Crônicas-

Sídrome da Pressa

A neurastenia no trânsito está se tornando, literalmente, coisa de louco. O sujeito vai tirar o pai da forca, desvairado, costurando, na via rápida, escapando por um triz de um veículo aqui, desviando de outro ali. Ele pode. Mas fica furioso se alguém se atreve a passar para a sua faixa, na frente dele, mesmo que a manobra tenha sido feita em segurança. Não se conforma com isso, em "ser passado para trás". Curiosamente, não se trata da premente necessidade de chegar a casa logo, para um compromisso qualquer. Não é nada disso. Muitas vezes, é fora do expediente, e o jantar não vai sair antes de duas ou três horas. Mas, o motorista urbano está com pressa. Uma aflição, uma urgência doentia. Psicótica. Inexplicável. É como se fosse atraído por um imã, por uma força irresistível em determinada direção, que nem sempre é a própria residência ou local de trabalho. Pode ser a oficina mecânica. Pode ser a casa de um amigo, a padaria, a barbearia, o consultório médico ou dentário. Não importa. O que ele quer, é chegar logo ao destino. Nem que para isso tenha que matar ou morrer no trânsito! Como diz a sabedoria de pára-choque de caminhão: Prefere perder a vida em um minuto, a perder um minuto na vida. Isso mesmo! Basta analisar sob o enfoque matemático. Qual a diferença, qual o "lucro", em minutos, que obteve aquele apressadinho inconseqüente, que ziguezagueou, deu fechadas, esbravejou, xingou, fez gestos obscenos, cometeu, enfim, desatinos de toda a ordem, em relação àquele que obedeceu as normas do trânsito e da boa educação? Só sei de uma coisa: o tempo gasto no mesmo trajeto é quase idêntico. Mas, com uma diferença enorme: este último não correu os incalculáveis riscos da pressa. É menor, muito menor, para o motorista cuidadoso e tranqüilo, o perigo de perder, em questão de segundos, o patrimônio que amealhou durante uma existência. Você já havia pensado nisso? Pois é bom ir pensando, no caso de ser vencido em eventual ação de reparação de danos. Sem falar na possibilidade de ir parar na cadeia, sim senhor, no caso de atropelamento ou colisão com lesões corporais ou morte.

Acidente? Qual nada! Isto só acontece com os outros.

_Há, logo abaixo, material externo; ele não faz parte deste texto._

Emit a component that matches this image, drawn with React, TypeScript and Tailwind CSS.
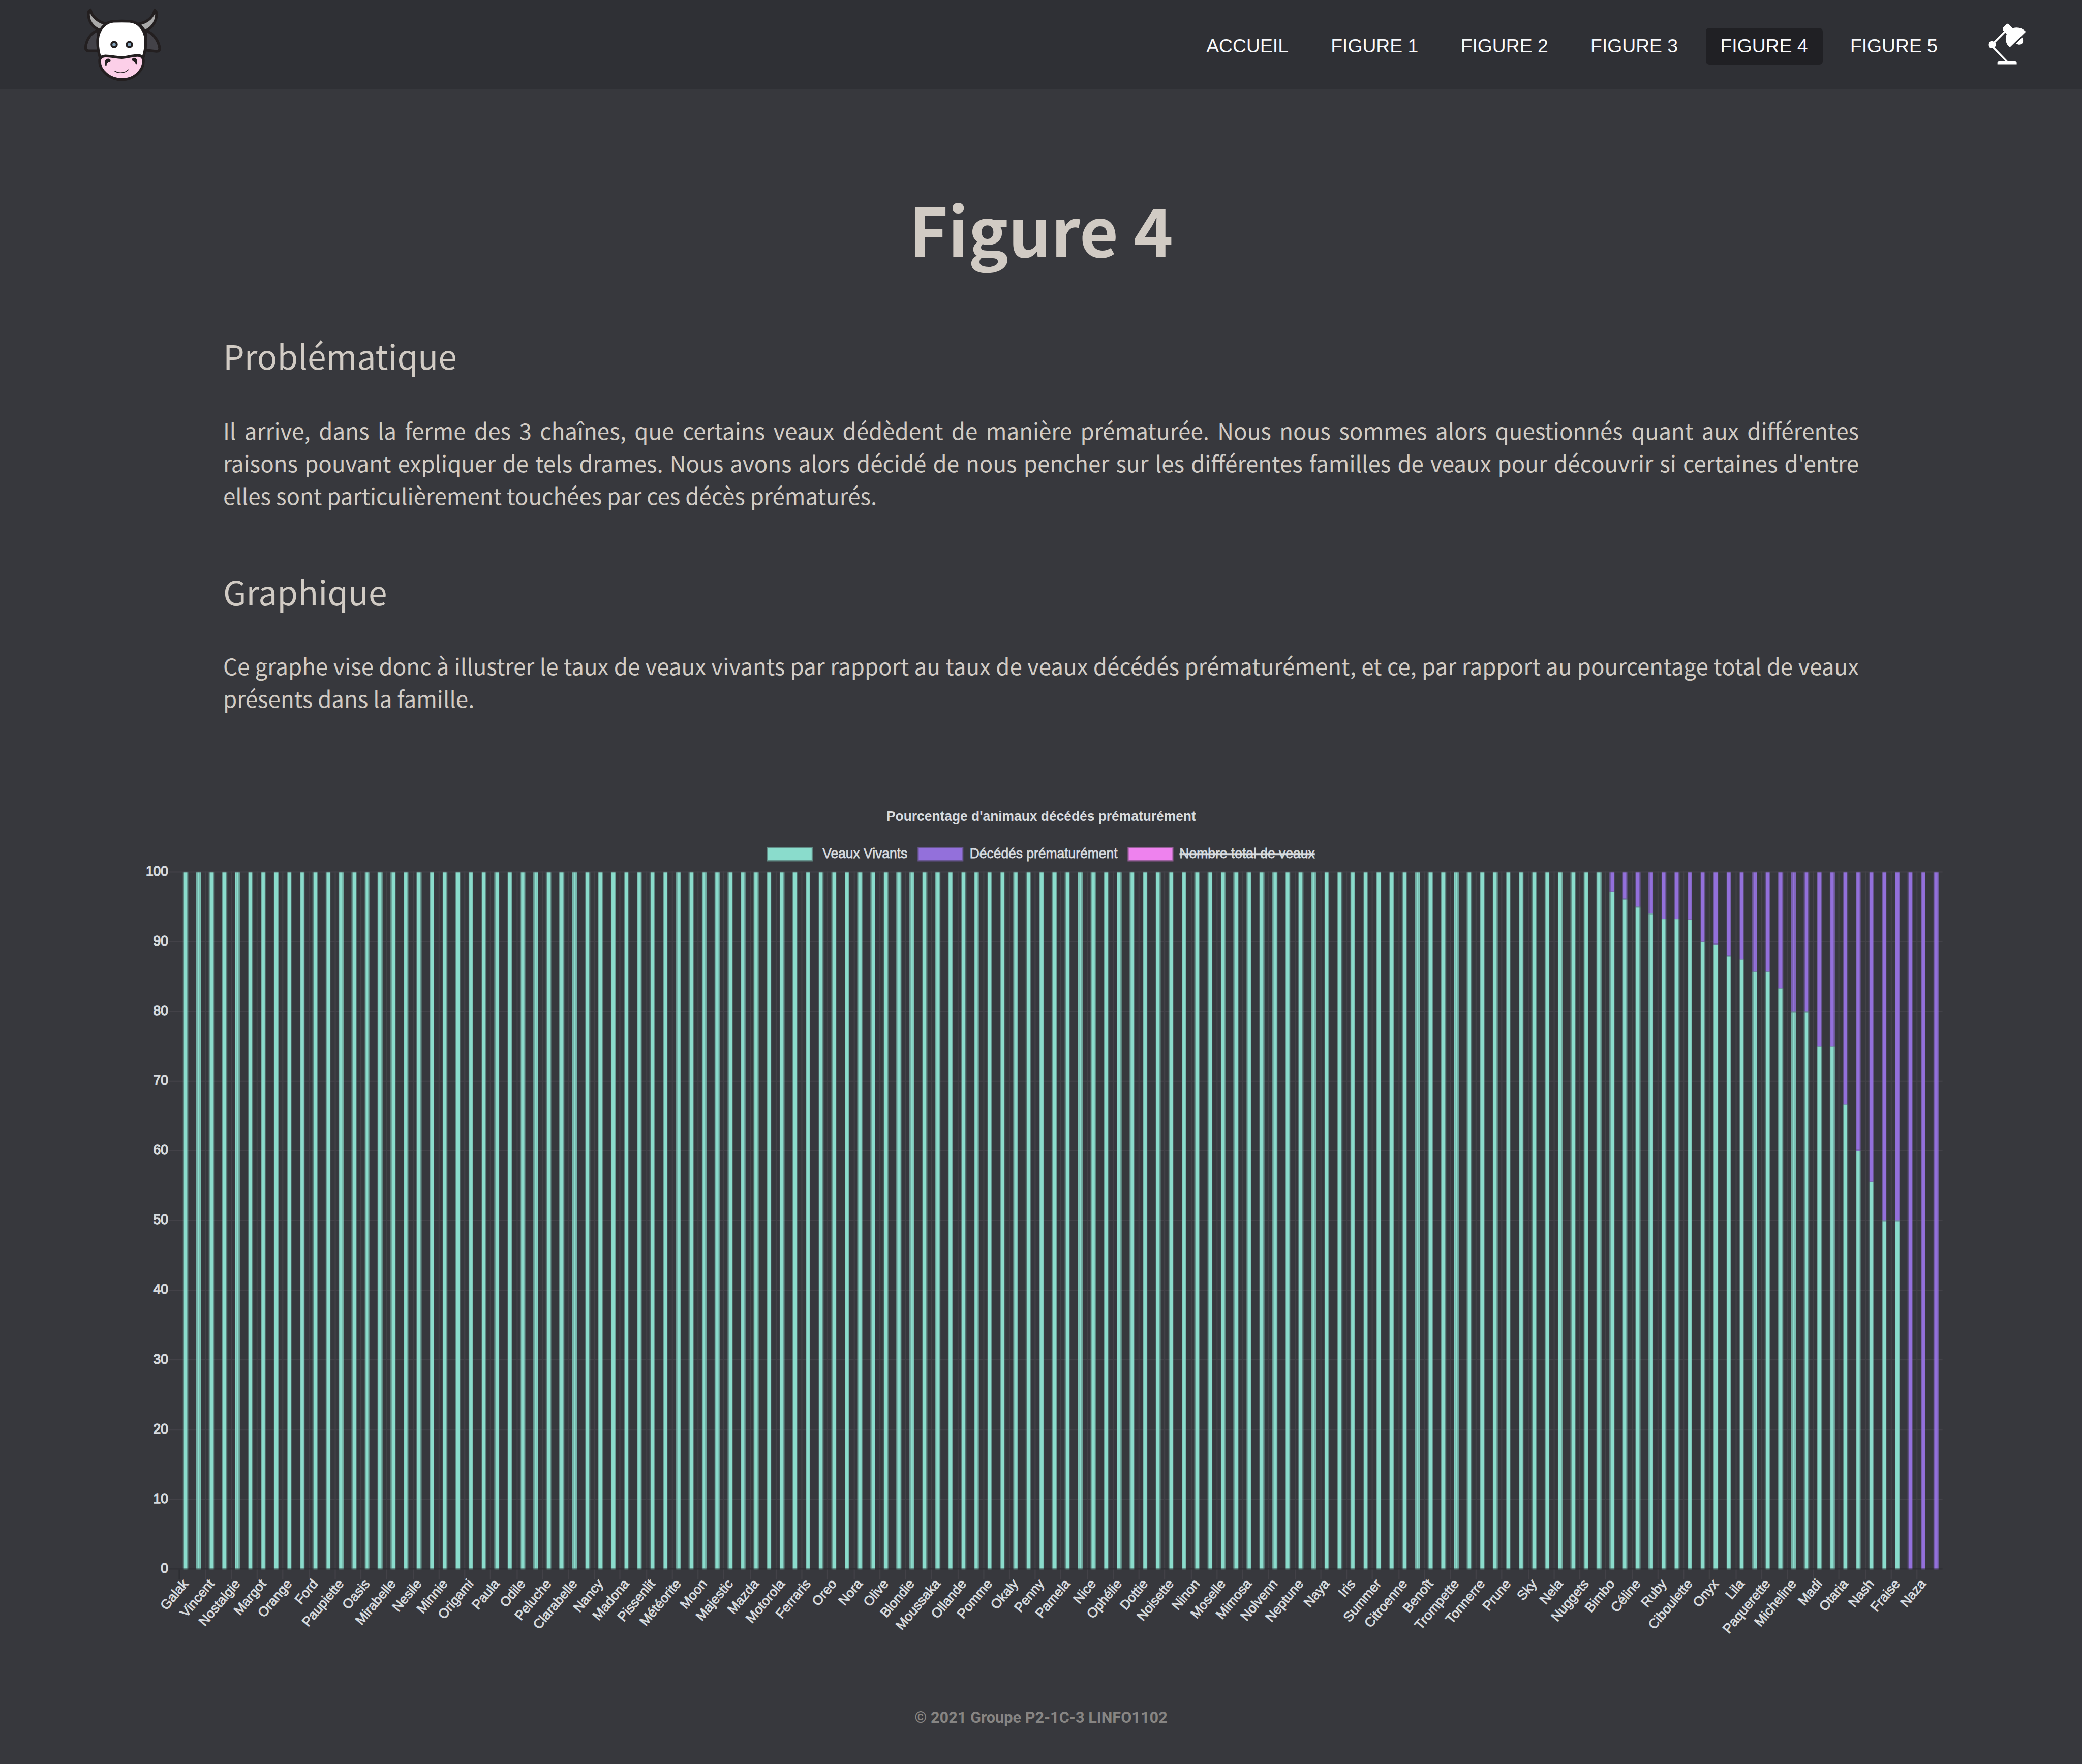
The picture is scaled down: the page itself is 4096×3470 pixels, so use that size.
import React from "react";

const NAMES = [
  "Galak", "Vincent", "Nostalgie", "Margot", "Orange", "Ford", "Paupiette", "Oasis", "Mirabelle", "Nesile",
  "Minnie", "Origami", "Paula", "Odile", "Peluche", "Clarabelle", "Nancy", "Madona", "Pissenlit", "Météorite",
  "Moon", "Majestic", "Mazda", "Motorola", "Ferraris", "Oreo", "Nora", "Olive", "Blondie", "Moussaka",
  "Ollande", "Pomme", "Okaly", "Penny", "Pamela", "Nice", "Ophélie", "Dottie", "Noisette", "Ninon",
  "Moselle", "Mimosa", "Nolvenn", "Neptune", "Naya", "Iris", "Summer", "Citroenne", "Benoît", "Trompette",
  "Tonnerre", "Prune", "Sky", "Nela", "Nuggets", "Bimbo", "Céline", "Ruby", "Ciboulette", "Onyx",
  "Lila", "Paquerette", "Micheline", "Madi", "Otaria", "Nash", "Fraise", "Naza",
];

const PARTIAL = [
  97.2, 96.15, 95, 94.1, 93.3, 93.3, 93.2, 90, 89.65, 88, 87.5, 85.71, 85.71, 83.33, 80, 80, 75, 75,
  66.67, 60, 55.56, 50, 50, 0, 0, 0,
];
const ALIVE = [...Array(110).fill(100), ...PARTIAL] as number[];

const PX = 2.7778;
const LEFT = 445.3;
const PITCH = 32.27;
const ZERO = 3904.6;
const UNIT = 17.34;
const ORIGIN_X = 455;
const ORIGIN_Y = 3906 - PX * 1000;
const GREEN = "#8adccc";
const PURPLE = "#9370db";

const yOf = (v: number) => ZERO - v * UNIT;

/** Splits a span into device cells: partial edge, full body, partial edge. */
function cells(a: number, b: number, origin: number) {
  const p = (a - origin) / PX;
  const q = (b - origin) / PX;
  const out: { s: number; e: number; o: number }[] = [];
  const pc = Math.ceil(p);
  const qf = Math.floor(q);
  if (pc - p > 0.02) out.push({ s: pc - 1, e: pc, o: pc - p });
  if (qf > pc) out.push({ s: pc, e: qf, o: 1 });
  if (q - qf > 0.02) out.push({ s: qf, e: qf + 1, o: q - qf });
  return out.map((c) => ({ s: origin + c.s * PX, e: origin + c.e * PX, o: c.o }));
}

function Bar({ cx, top, bottom, fill }: { cx: number; top: number; bottom: number; fill: string }) {
  const xs = cells(cx - 5.2, cx + 5.2, ORIGIN_X);
  const ys = cells(top, bottom, ORIGIN_Y);
  return (
    <g fill={fill}>
      {xs.map((x, i) =>
        ys.map((y, j) => (
          <rect key={`${i}-${j}`} x={x.s} y={y.s} width={x.e - x.s} height={y.e - y.s} opacity={x.o * y.o} />
        )),
      )}
    </g>
  );
}

function LegendBox({ x, fill }: { x: number; fill: string }) {
  return (
    <g fill={fill}>
      <rect x={x} y={2108} width={114} height={36} opacity={0.5} />
      <rect x={x + 2.8} y={2111} width={108.6} height={30} />
    </g>
  );
}

function Chart() {
  const ticks = [0, 10, 20, 30, 40, 50, 60, 70, 80, 90, 100];
  return (
    <svg
      viewBox="0 1960 5181 2140"
      className="mt-[144.5px] block h-[1691.8px] w-[4096px] shrink-0 fill-[#d6dade] font-['Liberation_Sans',Arial,sans-serif] text-[33.33px]"
    >
      <text x={2206} y={2044} fontWeight={700} fontSize={35} textLength={770} lengthAdjust="spacingAndGlyphs">
        Pourcentage d'animaux décédés prématurément
      </text>
      <LegendBox x={1908.4} fill={GREEN} />
      <LegendBox x={2283.4} fill={PURPLE} />
      <LegendBox x={2806} fill="#ee82ee" />
      <g stroke="#d6dade" strokeWidth={1} fontSize={35}>
        <text x={2047} y={2136} textLength={211} lengthAdjust="spacingAndGlyphs">Veaux Vivants</text>
        <text x={2413} y={2136} textLength={368} lengthAdjust="spacingAndGlyphs">Décédés prématurément</text>
        <text x={2935} y={2136} textLength={337} lengthAdjust="spacingAndGlyphs">Nombre total de veaux</text>
      </g>
      <rect x={2935} y={2123.5} width={337} height={5} />

      {ticks.slice(1).map((t) => (
        <rect key={t} x={421} y={yOf(t) - 1.4} width={4413} height={2.78} fill="#434248" />
      ))}
      {NAMES.map((n, i) => (
        <rect
          key={n}
          x={i === 0 ? 444.6 : ORIGIN_X + Math.round((LEFT + 2 * i * PITCH - ORIGIN_X) / PX) * PX}
          y={i === 0 ? 3906 : 2169}
          width={2.78}
          height={i === 0 ? 25 : 1762}
          fill={i === 0 ? "#2b2c31" : "#434248"}
        />
      ))}
      <rect x={421} y={3903.2} width={4413} height={2.8} fill="#2f3035" />
      {ALIVE.map((v, i) => {
        const cx = LEFT + (i + 0.5) * PITCH + 0.3;
        return (
          <g key={i}>
            {v > 0 && <Bar cx={cx} top={yOf(v)} bottom={ZERO} fill={GREEN} />}
            {v < 100 && <Bar cx={cx} top={yOf(100)} bottom={yOf(v)} fill={PURPLE} />}
          </g>
        );
      })}
      <g stroke="#d6dade" strokeWidth={1.8} fontSize={35} textAnchor="end">
        {ticks.map((t) => (
          <text key={t} x={418.5} y={yOf(t) + 9.5} textLength={String(t).length * 18.54} lengthAdjust="spacingAndGlyphs">
            {t}
          </text>
        ))}
      </g>
      <g stroke="#d6dade" strokeWidth={1.2} textAnchor="end">
        {NAMES.map((n, i) => (
          <text key={n} transform={`translate(${LEFT + (2 * i + 0.5) * PITCH} 3935) rotate(-50)`} y={11.2}>{n}</text>
        ))}
      </g>
    </svg>
  );
}

function Cow() {
  return (
    <svg viewBox="0 0 780 665" className="h-[175.2px] w-[205.5px]" strokeLinejoin="round" strokeLinecap="round">
      <g stroke="#231f20" strokeWidth={20}>
        <path d="M196 226C140 240 104 300 100 356C100 374 110 380 124 380H192Z" fill="#434248" />
        <path d="M552 228C612 252 646 310 653 360C654 378 645 384 630 384L546 374Z" fill="#434248" />
        <path d="M136 74C146 120 190 166 256 178L212 228C150 206 112 150 124 86Z" fill="#a9a9a9" />
        <path d="M616 76C606 124 566 166 500 178L542 232C600 212 640 146 627 88Z" fill="#a9a9a9" />
        <path d="M208 430C196 390 188 340 190 296C194 220 250 162 310 159C350 157 390 157 430 159C492 164 546 220 548 296C550 340 544 390 530 430Z" fill="#fff" />
        <path d="M205 452C206 430 222 420 248 418C300 420 330 430 369 430C410 430 440 416 486 414C514 412 530 426 532 452C534 530 460 595 372 595C282 595 202 530 205 452Z" fill="#fccfe8" />
      </g>
      <path d="M125 92L136 66L150 98Z M604 98L616 68L629 98Z" fill="#231f20" stroke="#231f20" strokeWidth={6} />
      <g fill="#83a3bb" stroke="#231f20" strokeWidth={15}>
        <circle cx={313} cy={333} r={20} />
        <circle cx={427} cy={333} r={20} />
      </g>
      <path d="M247 488C240 458 248 438 270 438C284 440 292 450 284 458C266 462 256 472 257 488Q252 492 247 488Z" fill="#231f20" />
      <path d="M484 478C490 450 480 432 460 432C448 434 443 446 450 454C464 456 472 466 474 477Q479 481 484 478Z" fill="#231f20" />
      <path d="M319 532C348 550 392 548 419 521" fill="none" stroke="#231f20" strokeWidth={6} />
    </svg>
  );
}

function Lamp() {
  return (
    <svg viewBox="0 0 720 480" className="mt-[23.7px] ml-[17px] h-[126.5px] w-[189.7px] self-start" fill="#fff">
      <path d="M328 145L244 229L236 258L346 372" fill="none" stroke="#fff" strokeWidth={14} />
      <path d="M339 90Q348 83 357 90L387 120C422 108 458 118 484 146L365 262C334 238 326 200 341 164L314 136Q307 126 314 116Z" />
      <path d="M456 188C478 224 450 258 412 234Z" />
      <path d="M222 215Q238 212 256 229Q268 243 256 256Q238 273 220 269Q207 260 207 242Q208 222 222 215Z" />
      <path d="M272 389V376Q272 364 284 364H404Q416 364 416 376V389Z" />
    </svg>
  );
}

const LINKS = ["ACCUEIL", "FIGURE 1", "FIGURE 2", "FIGURE 3", "FIGURE 4", "FIGURE 5"];

export default function App() {
  return (
    <div className="flex h-[3470px] w-[4096px] flex-col overflow-hidden bg-[#37383d] font-['Noto_Sans_CJK_JP',sans-serif] text-[#d1cbc4]">
      <header className="flex h-[175px] shrink-0 items-center bg-[#2f3035] pr-[48.4px] pl-[142.3px]">
        <Cow />
        <nav className="mt-[7px] ml-auto flex gap-[25.4px] font-['Liberation_Sans',Arial,sans-serif] text-[37.3px] text-[#f8f9fa]">
          {LINKS.map((l) => (
            <a
              key={l}
              className={
                l === "FIGURE 4"
                  ? "flex h-[72px] items-center rounded-[7px] bg-[#202024] px-[29px] whitespace-nowrap"
                  : "flex h-[72px] items-center px-[29px] whitespace-nowrap"
              }
            >
              {l}
            </a>
          ))}
        </nav>
        <Lamp />
      </header>
      <main className="flex flex-col">
        <h1 className="mt-[193.5px] text-center text-[131.8px] leading-[160px] font-bold">Figure 4</h1>
        <div className="mx-auto w-[3218px]">
          <h2 className="mt-[122.7px] text-[65.9px] leading-[96px]">Problématique</h2>
          <p className="mt-[66.4px] text-justify text-[43.9px] leading-[64px]">
            Il arrive, dans la ferme des 3 chaînes, que certains veaux dédèdent de manière prématurée. Nous nous sommes
            alors questionnés quant aux différentes raisons pouvant expliquer de tels drames. Nous avons alors décidé de
            nous pencher sur les différentes familles de veaux pour découvrir si certaines d'entre elles sont
            particulièrement touchées par ces décès prématurés.
          </p>
          <h2 className="mt-[109.4px] text-[65.9px] leading-[96px]">Graphique</h2>
          <p className="mt-[66px] text-justify text-[43.9px] leading-[64px]">
            Ce graphe vise donc à illustrer le taux de veaux vivants par rapport au taux de veaux décédés prématurément,
            et ce, par rapport au pourcentage total de veaux présents dans la famille.
          </p>
        </div>
        <Chart />
      </main>
      <footer className="mt-[115.5px] text-center font-['Roboto',sans-serif] text-[30.7px] leading-[44px] font-bold text-[#878583]">
        © 2021 Groupe P2-1C-3 LINFO1102
      </footer>
    </div>
  );
}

Tão raro, hoje em dia, pessoas que brindem com um sorriso, na rua, o semelhante! Pessoas que façam um gesto de bondade, com o semblante desarmado, deixando que o motorista do lado passe para a faixa delas. Reduzir a velocidade ao avistar crianças. Ter a generosidade de esperar o transeunte atravessar a rua, a sua frente, sem ameaçá-lo com a buzina ou com o acelerador. Diacho! Que diferença faz esse gesto de cavalheirismo (alguns segundos, apenas), no cômputo geral do trajeto? Uma insignificância!

Olhe ao redor, e verá um formigueiro de automóveis, dispostos em fileiras paralelas, conduzidos por indivíduos carrancudos e mal-humorados, que parecem estar de mal com a vida. Estressados. Histéricos. Infelizes. Alguns, dependurados em seus telefones celulares, porque não podem perder um minuto na vida! Ah! Se, por qualquer motivo (para dar um aviso, ou coisa assim), você der uma buzinadinha, sai de baixo! Poderá levar um tiro na cara, desferido pelo motorista da frente.

Ridículo ver cidadãos de bem, de certo nível social e financeiro, perderem a razão e a compostura em episódios lamentáveis no trânsito! Gente sem educação parando em fila dupla (às vezes, tríplice), para apanhar e deixar o filho na escola. Buzinaços. Ronco ensurdecedor de motores! Gritaria. Uma balbúrdia infernal! Isto não pode continuar assim! Alguém tem de fazer alguma coisa! E pensar que vem mais indústria de veículos por aí.

Motorista, você (só você!) pode fazer alguma coisa para reverter a situação e tornar razoável a sobrevivência na selva do trânsito. Antes de sair de casa, faça uma reflexão, uma oração, se preferir. Prometa a si mesmo que não vai deixar-se contaminar pela síndrome da pressa que assola nossa pequena aldeia ecológica. Que vai fazer gentilezas, desarmar o semblante e sorrir para as pessoas que lhe pedirem licença. Lembre-se: você não está com pressa! Não se aflija. Vai chegar a tempo. Não se desespere. Alivie o pé do acelerador. Veja que lindo sol derramando-se em maravilhosa festa de luzes e de cores sobre seu caminho. Repare o riso encantador estampado na face daquela criaturinha adorável, no veículo ao lado. A vida é bela.

Sorria. E haverá paz no trânsito nosso de cada dia. Amém!